▶ _PROBLEM DESCRIPTION_: Gather all lines containing the string "styles" and copy them out.

--- START OF RECORDED DATA ---

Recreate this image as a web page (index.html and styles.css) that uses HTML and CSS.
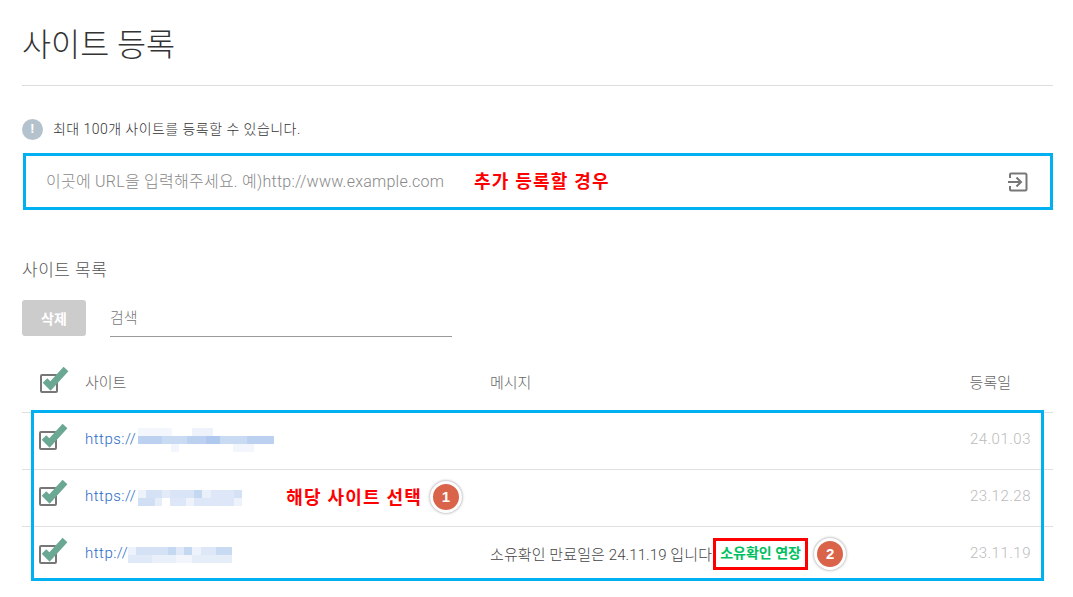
FILE: index.html
```html
<!DOCTYPE html>
<html lang="ko">
<head>
<meta charset="utf-8">
<title>사이트 등록</title>
<link rel="stylesheet" href="styles.css">
</head>
<body>
<main class="page">
  <h1 class="title">사이트 등록</h1>
  <p class="notice">
    <span class="notice-icon">!</span>
    <span>최대 100개 사이트를 등록할 수 있습니다.</span>
  </p>
  <div class="url-box">
    <span class="placeholder">이곳에 URL을 입력해주세요. 예)http://www.example.com</span>
    <span class="note note-url">추가 등록할 경우</span>
    <svg class="enter-icon" width="20" height="20" viewBox="0 0 20 20" fill="none" stroke="#777" stroke-width="2">
      <path d="M2 6V2.500Q2 1.500 3 1.500H17Q18.500 1.500 18.500 3V17Q18.500 18.500 17 18.500H3Q2 18.500 2 17.500V14"/>
      <path d="M0 10H12M8.500 5.500L13 10L8.500 14.500"/>
    </svg>
  </div>
  <h2 class="list-title">사이트 목록</h2>
  <div class="toolbar">
    <button class="delete-btn" type="button">삭제</button>
    <div class="search">검색</div>
  </div>
  <div class="table">
    <div class="row head">
      <div class="check check-head"><svg class="check-svg" width="30" height="28" viewBox="0 0 30 28"><rect x="2" y="10" width="16" height="17" rx="1" fill="#fff" stroke="#777" stroke-width="2"/><path d="M6 15.500L11.500 21L27 4" fill="none" stroke="#6ba893" stroke-width="6.500"/></svg></div>
      <div>사이트</div>
      <div>메시지</div>
      <div class="date-head">등록일</div>
    </div>
    <div class="row">
      <div class="check check-a"><svg class="check-svg" width="30" height="28" viewBox="0 0 30 28"><rect x="2" y="10" width="16" height="17" rx="1" fill="#fff" stroke="#777" stroke-width="2"/><path d="M6 15.500L11.500 21L27 4" fill="none" stroke="#6ba893" stroke-width="6.500"/></svg></div>
      <div class="site"><a class="link link-s">https://</a><span class="mosaic mosaic-1"></span></div>
      <div class="msg"></div>
      <div class="date">24.01.03</div>
    </div>
    <div class="row">
      <div class="check check-b"><svg class="check-svg" width="30" height="28" viewBox="0 0 30 28"><rect x="2" y="10" width="16" height="17" rx="1" fill="#fff" stroke="#777" stroke-width="2"/><path d="M6 15.500L11.500 21L27 4" fill="none" stroke="#6ba893" stroke-width="6.500"/></svg></div>
      <div class="site"><a class="link link-s">https://</a><span class="mosaic mosaic-2"></span><span class="note note-select">해당 사이트 선택</span><span class="badge">1</span></div>
      <div class="msg"></div>
      <div class="date">23.12.28</div>
    </div>
    <div class="row last">
      <div class="check check-a"><svg class="check-svg" width="30" height="28" viewBox="0 0 30 28"><rect x="2" y="10" width="16" height="17" rx="1" fill="#fff" stroke="#777" stroke-width="2"/><path d="M6 15.500L11.500 21L27 4" fill="none" stroke="#6ba893" stroke-width="6.500"/></svg></div>
      <div class="site"><a class="link">http://</a><span class="mosaic mosaic-3"></span></div>
      <div class="msg"><span class="msg-text">소유확인 만료일은 24.11.19 입니다</span><a class="extend">소유확인 연장</a><span class="badge badge-2">2</span></div>
      <div class="date">23.11.19</div>
    </div>
    <div class="highlight"></div>
  </div>
</main>
</body>
</html>
```
FILE: styles.css
```css
* { box-sizing: border-box; }
html, body { margin: 0; padding: 0; background: #fff; height: 597px; overflow: hidden; }
body { font-family: Roboto, "Noto Sans CJK KR", sans-serif; font-weight: 300; color: #444; }
.page { padding-left: 22px; padding-right: 20px; }

.title {
  margin: 0;
  height: 86px;
  padding-top: 21px;
  border-bottom: 1px solid #ddd;
  font-size: 31.6px;
  line-height: 50px;
  font-weight: 300;
  color: #333;
}

.notice {
  margin: 33px 0 0;
  height: 20px;
  display: flex;
  align-items: center;
  gap: 10px;
  font-size: 14px;
  line-height: 20px;
  letter-spacing: .45px;
  color: #333;
}
.notice-icon {
  width: 21px;
  height: 21px;
  border-radius: 50%;
  background: #b3c2cd;
  color: #fff;
  font-weight: 700;
  font-size: 13px;
  text-align: center;
}

.url-box {
  margin: 14px 0 0 1px;
  height: 57px;
  border: 3px solid #00b0f0;
  display: flex;
  align-items: center;
  padding: 0 22px 4px 20px;
}
.placeholder { font-size: 16px; letter-spacing: .25px; color: #888; width: 428px; white-space: nowrap; }
.note { color: #f00; font-weight: 700; font-size: 18px; letter-spacing: 1.2px; white-space: nowrap; }
.enter-icon { margin-left: auto; margin-top: 5px; }

.list-title {
  margin: 50px 0 0;
  height: 20px;
  font-size: 17px;
  line-height: 20px;
  letter-spacing: .5px;
  font-weight: 300;
  color: #555;
}

.toolbar { margin-top: 20px; display: flex; gap: 24px; }
.delete-btn {
  width: 64px;
  height: 36px;
  border: 0;
  padding: 0;
  border-radius: 3px;
  background: #ccc;
  color: #fff;
  font: 700 14px Roboto, "Noto Sans CJK KR", sans-serif;
}
.search {
  width: 342px;
  height: 37px;
  border-bottom: 1px solid #999;
  font-size: 15px;
  line-height: 37px;
  color: #777;
}

.table { position: relative; margin-top: 25px; }
.row {
  display: grid;
  grid-template-columns: 63px 405px 1fr 100px;
  align-items: center;
  height: 57px;
  padding-bottom: 2px;
  border-bottom: 1px solid #e0e0e0;
  font-size: 15px;
  color: #444;
}
.row.head { height: 51px; padding-bottom: 12px; color: #666; }
.row.last { height: 56px; border-bottom: 0; }
.check { align-self: start; display: flex; }
.check-svg { display: block; }
.check-head { padding: 3px 0 0 17px; }
.check-a { padding: 9px 0 0 16px; }
.check-b { padding: 8px 0 0 16px; }
.date-head { text-align: right; padding-right: 42px; white-space: nowrap; justify-self: end; }
.date { text-align: right; padding: 0 22px 2px 0; color: #bbb; font-size: 15px; letter-spacing: .5px; }

.site { display: flex; align-items: center; }
.link { color: #2a6bc4; font-size: 15px; letter-spacing: .5px; padding-bottom: 2px; }
.link-s { margin-right: 2px; }
.mosaic { display: block; height: 16px; flex: none; }
.mosaic-1 {
  width: 136px;
  height: 24px;
  background:
    linear-gradient(90deg, #f3f6fc 0 25%, #fff 25% 40%, #eef3fb 40% 55%, #fff 55% 100%) 0 0/100% 8px no-repeat,
    linear-gradient(90deg, #bcd1f0 0 18%, #c9daf3 18% 36%, #bcd1f0 36% 50%, #afc9ee 50% 60%, #c9daf3 60% 80%, #bcd1f0 80% 100%) 0 8px/100% 8px no-repeat,
    linear-gradient(90deg, #fff 0 24%, #f3f6fc 24% 30%, #fff 30% 70%, #f3f6fc 70% 85%, #fff 85%) 0 16px/100% 8px no-repeat;
}
.mosaic-2 {
  width: 104px;
  margin-top: 2px;
  background:
    linear-gradient(90deg, #eef3fb 0 8%, #d5e2f5 8% 23%, #e3ebf8 23% 31%, #d9e5f6 31% 54%, #c5d8f2 54% 62%, #e9f0fa 62% 70%, #dde7f7 70% 92%, #d5e2f5 92%) 0 0/100% 8px no-repeat,
    linear-gradient(90deg, #d0dff4 0 16%, #e5edf9 16% 23%, #fff 23% 31%, #dde7f7 31% 46%, #eef3fb 46% 54%, #dde7f7 54% 92%, #eef3fb 92%) 0 8px/100% 8px no-repeat;
}
.mosaic-3 {
  width: 104px;
  margin-top: 2px;
  background:
    linear-gradient(90deg, #eef3fb 0 8%, #d5e2f5 8% 38%, #c5d8f2 38% 46%, #e0e9f8 46% 54%, #c5d8f2 54% 62%, #eef3fb 62% 70%, #dde7f7 70% 85%, #c9daf3 85% 100%) 0 0/100% 8px no-repeat,
    linear-gradient(90deg, #e0e9f8 0 23%, #e9f0fa 23% 46%, #f2f5fc 46% 62%, #e5edf9 62% 100%) 0 8px/100% 8px no-repeat;
}
.note-select { margin-left: 44px; padding-bottom: 2px; }

.badge {
  flex: none;
  width: 32px;
  height: 32px;
  border-radius: 50%;
  border: 3px solid #fff;
  background: #d9644a;
  box-shadow: 0 0 3px rgba(0,0,0,.45);
  color: #fff;
  font: 700 15px/26px "Liberation Sans", sans-serif;
  text-align: center;
  margin-left: 8px;
}
.msg { display: flex; align-items: center; white-space: nowrap; }
.msg-text { letter-spacing: .1px; padding-bottom: 2px; }
.extend {
  margin-left: 1px;
  flex: none;
  width: 95px;
  height: 32px;
  border: 3px solid #f00;
  color: #00c060;
  font-size: 14px;
  font-weight: 700;
  line-height: 25px;
  text-align: center;
  white-space: nowrap;
}
.badge-2 { margin-left: 6px; }

.highlight {
  position: absolute;
  left: 9px;
  top: 48px;
  width: 1013px;
  height: 171px;
  border: 3px solid #00b0f0;
  pointer-events: none;
}
```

--- END OF RECORDED DATA ---

▶ _TASK OUTPUT_:
Recreate this image as a web page (index.html and styles.css) that uses HTML and CSS.
<link rel="stylesheet" href="styles.css">
FILE: styles.css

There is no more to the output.